__TASK REQUIREMENTS__. Pictures stay out of the copy; set down each line of the listing below exactly.

__RECORDED INFORMATION__.

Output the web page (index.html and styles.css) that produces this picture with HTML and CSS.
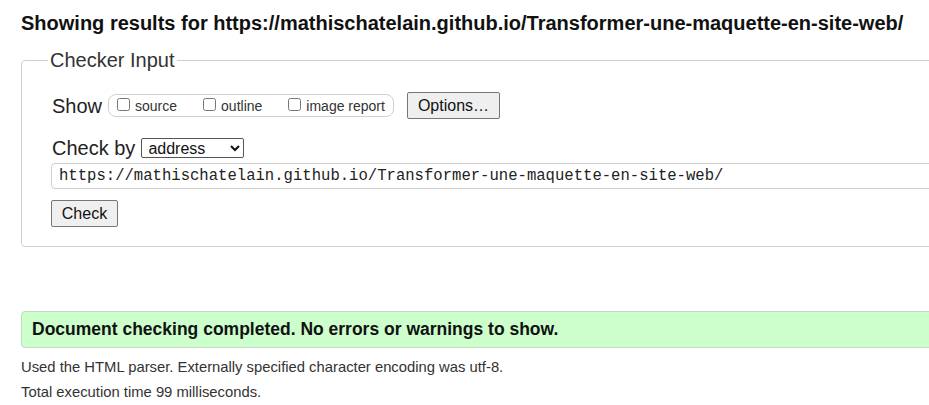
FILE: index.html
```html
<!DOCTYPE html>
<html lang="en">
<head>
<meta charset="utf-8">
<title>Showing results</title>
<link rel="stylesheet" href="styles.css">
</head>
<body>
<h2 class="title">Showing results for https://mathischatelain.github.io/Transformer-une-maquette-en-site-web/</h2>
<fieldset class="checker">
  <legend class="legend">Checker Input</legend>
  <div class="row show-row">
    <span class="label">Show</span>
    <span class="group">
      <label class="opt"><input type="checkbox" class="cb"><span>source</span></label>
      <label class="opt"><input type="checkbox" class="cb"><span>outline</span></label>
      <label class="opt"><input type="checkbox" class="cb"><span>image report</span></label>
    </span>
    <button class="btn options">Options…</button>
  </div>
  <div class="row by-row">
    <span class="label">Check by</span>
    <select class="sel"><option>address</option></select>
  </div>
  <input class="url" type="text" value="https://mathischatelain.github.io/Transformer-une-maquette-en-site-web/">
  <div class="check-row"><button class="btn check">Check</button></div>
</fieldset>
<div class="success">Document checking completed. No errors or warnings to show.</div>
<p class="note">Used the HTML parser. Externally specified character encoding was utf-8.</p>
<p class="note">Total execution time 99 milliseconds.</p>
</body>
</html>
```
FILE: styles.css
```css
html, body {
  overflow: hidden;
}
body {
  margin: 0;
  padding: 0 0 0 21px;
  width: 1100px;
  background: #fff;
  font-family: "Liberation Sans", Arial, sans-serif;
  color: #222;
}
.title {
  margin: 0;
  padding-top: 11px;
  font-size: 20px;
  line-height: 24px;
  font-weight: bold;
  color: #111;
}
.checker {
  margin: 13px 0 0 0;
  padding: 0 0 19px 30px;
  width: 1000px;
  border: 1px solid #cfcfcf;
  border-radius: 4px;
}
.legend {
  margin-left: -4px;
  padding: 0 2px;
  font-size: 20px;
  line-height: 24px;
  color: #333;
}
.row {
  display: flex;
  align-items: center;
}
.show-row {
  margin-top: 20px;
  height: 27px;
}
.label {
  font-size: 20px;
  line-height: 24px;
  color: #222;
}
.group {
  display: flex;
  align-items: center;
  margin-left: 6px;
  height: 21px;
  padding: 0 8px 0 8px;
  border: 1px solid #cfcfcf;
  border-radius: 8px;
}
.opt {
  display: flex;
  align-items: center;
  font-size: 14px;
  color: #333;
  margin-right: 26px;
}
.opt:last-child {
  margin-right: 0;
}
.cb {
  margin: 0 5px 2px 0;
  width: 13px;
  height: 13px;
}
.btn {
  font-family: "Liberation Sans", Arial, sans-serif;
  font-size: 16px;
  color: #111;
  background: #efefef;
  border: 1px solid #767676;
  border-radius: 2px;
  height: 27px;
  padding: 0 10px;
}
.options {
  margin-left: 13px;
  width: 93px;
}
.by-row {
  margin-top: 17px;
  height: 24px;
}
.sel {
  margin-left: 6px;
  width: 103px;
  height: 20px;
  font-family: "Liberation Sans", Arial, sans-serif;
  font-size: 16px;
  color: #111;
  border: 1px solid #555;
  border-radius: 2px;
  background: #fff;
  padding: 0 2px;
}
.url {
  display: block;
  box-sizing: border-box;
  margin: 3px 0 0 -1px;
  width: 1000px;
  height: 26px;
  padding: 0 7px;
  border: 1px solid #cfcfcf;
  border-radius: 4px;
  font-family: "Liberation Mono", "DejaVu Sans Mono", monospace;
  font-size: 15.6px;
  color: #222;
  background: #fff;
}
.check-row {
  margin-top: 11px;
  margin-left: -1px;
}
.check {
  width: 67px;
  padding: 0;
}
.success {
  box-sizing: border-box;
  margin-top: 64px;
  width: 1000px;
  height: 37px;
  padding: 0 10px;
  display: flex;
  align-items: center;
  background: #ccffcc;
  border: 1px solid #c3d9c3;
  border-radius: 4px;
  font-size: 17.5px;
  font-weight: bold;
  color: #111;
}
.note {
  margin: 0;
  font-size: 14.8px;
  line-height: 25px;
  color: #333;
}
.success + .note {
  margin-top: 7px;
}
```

__COMPLETE RESPONSE__.
Output the web page (index.html and styles.css) that produces this picture with HTML and CSS.
FILE: index.html
```html
<!DOCTYPE html>
<html lang="en">
<head>
<meta charset="utf-8">
<title>Showing results</title>
<link rel="stylesheet" href="styles.css">
</head>
<body>
<h2 class="title">Showing results for https://mathischatelain.github.io/Transformer-une-maquette-en-site-web/</h2>
<fieldset class="checker">
  <legend class="legend">Checker Input</legend>
  <div class="row show-row">
    <span class="label">Show</span>
    <span class="group">
      <label class="opt"><input type="checkbox" class="cb"><span>source</span></label>
      <label class="opt"><input type="checkbox" class="cb"><span>outline</span></label>
      <label class="opt"><input type="checkbox" class="cb"><span>image report</span></label>
    </span>
    <button class="btn options">Options…</button>
  </div>
  <div class="row by-row">
    <span class="label">Check by</span>
    <select class="sel"><option>address</option></select>
  </div>
  <input class="url" type="text" value="https://mathischatelain.github.io/Transformer-une-maquette-en-site-web/">
  <div class="check-row"><button class="btn check">Check</button></div>
</fieldset>
<div class="success">Document checking completed. No errors or warnings to show.</div>
<p class="note">Used the HTML parser. Externally specified character encoding was utf-8.</p>
<p class="note">Total execution time 99 milliseconds.</p>
</body>
</html>
```
FILE: styles.css
```css
html, body {
  overflow: hidden;
}
body {
  margin: 0;
  padding: 0 0 0 21px;
  width: 1100px;
  background: #fff;
  font-family: "Liberation Sans", Arial, sans-serif;
  color: #222;
}
.title {
  margin: 0;
  padding-top: 11px;
  font-size: 20px;
  line-height: 24px;
  font-weight: bold;
  color: #111;
}
.checker {
  margin: 13px 0 0 0;
  padding: 0 0 19px 30px;
  width: 1000px;
  border: 1px solid #cfcfcf;
  border-radius: 4px;
}
.legend {
  margin-left: -4px;
  padding: 0 2px;
  font-size: 20px;
  line-height: 24px;
  color: #333;
}
.row {
  display: flex;
  align-items: center;
}
.show-row {
  margin-top: 20px;
  height: 27px;
}
.label {
  font-size: 20px;
  line-height: 24px;
  color: #222;
}
.group {
  display: flex;
  align-items: center;
  margin-left: 6px;
  height: 21px;
  padding: 0 8px 0 8px;
  border: 1px solid #cfcfcf;
  border-radius: 8px;
}
.opt {
  display: flex;
  align-items: center;
  font-size: 14px;
  color: #333;
  margin-right: 26px;
}
.opt:last-child {
  margin-right: 0;
}
.cb {
  margin: 0 5px 2px 0;
  width: 13px;
  height: 13px;
}
.btn {
  font-family: "Liberation Sans", Arial, sans-serif;
  font-size: 16px;
  color: #111;
  background: #efefef;
  border: 1px solid #767676;
  border-radius: 2px;
  height: 27px;
  padding: 0 10px;
}
.options {
  margin-left: 13px;
  width: 93px;
}
.by-row {
  margin-top: 17px;
  height: 24px;
}
.sel {
  margin-left: 6px;
  width: 103px;
  height: 20px;
  font-family: "Liberation Sans", Arial, sans-serif;
  font-size: 16px;
  color: #111;
  border: 1px solid #555;
  border-radius: 2px;
  background: #fff;
  padding: 0 2px;
}
.url {
  display: block;
  box-sizing: border-box;
  margin: 3px 0 0 -1px;
  width: 1000px;
  height: 26px;
  padding: 0 7px;
  border: 1px solid #cfcfcf;
  border-radius: 4px;
  font-family: "Liberation Mono", "DejaVu Sans Mono", monospace;
  font-size: 15.6px;
  color: #222;
  background: #fff;
}
.check-row {
  margin-top: 11px;
  margin-left: -1px;
}
.check {
  width: 67px;
  padding: 0;
}
.success {
  box-sizing: border-box;
  margin-top: 64px;
  width: 1000px;
  height: 37px;
  padding: 0 10px;
  display: flex;
  align-items: center;
  background: #ccffcc;
  border: 1px solid #c3d9c3;
  border-radius: 4px;
  font-size: 17.5px;
  font-weight: bold;
  color: #111;
}
.note {
  margin: 0;
  font-size: 14.8px;
  line-height: 25px;
  color: #333;
}
.success + .note {
  margin-top: 7px;
}
```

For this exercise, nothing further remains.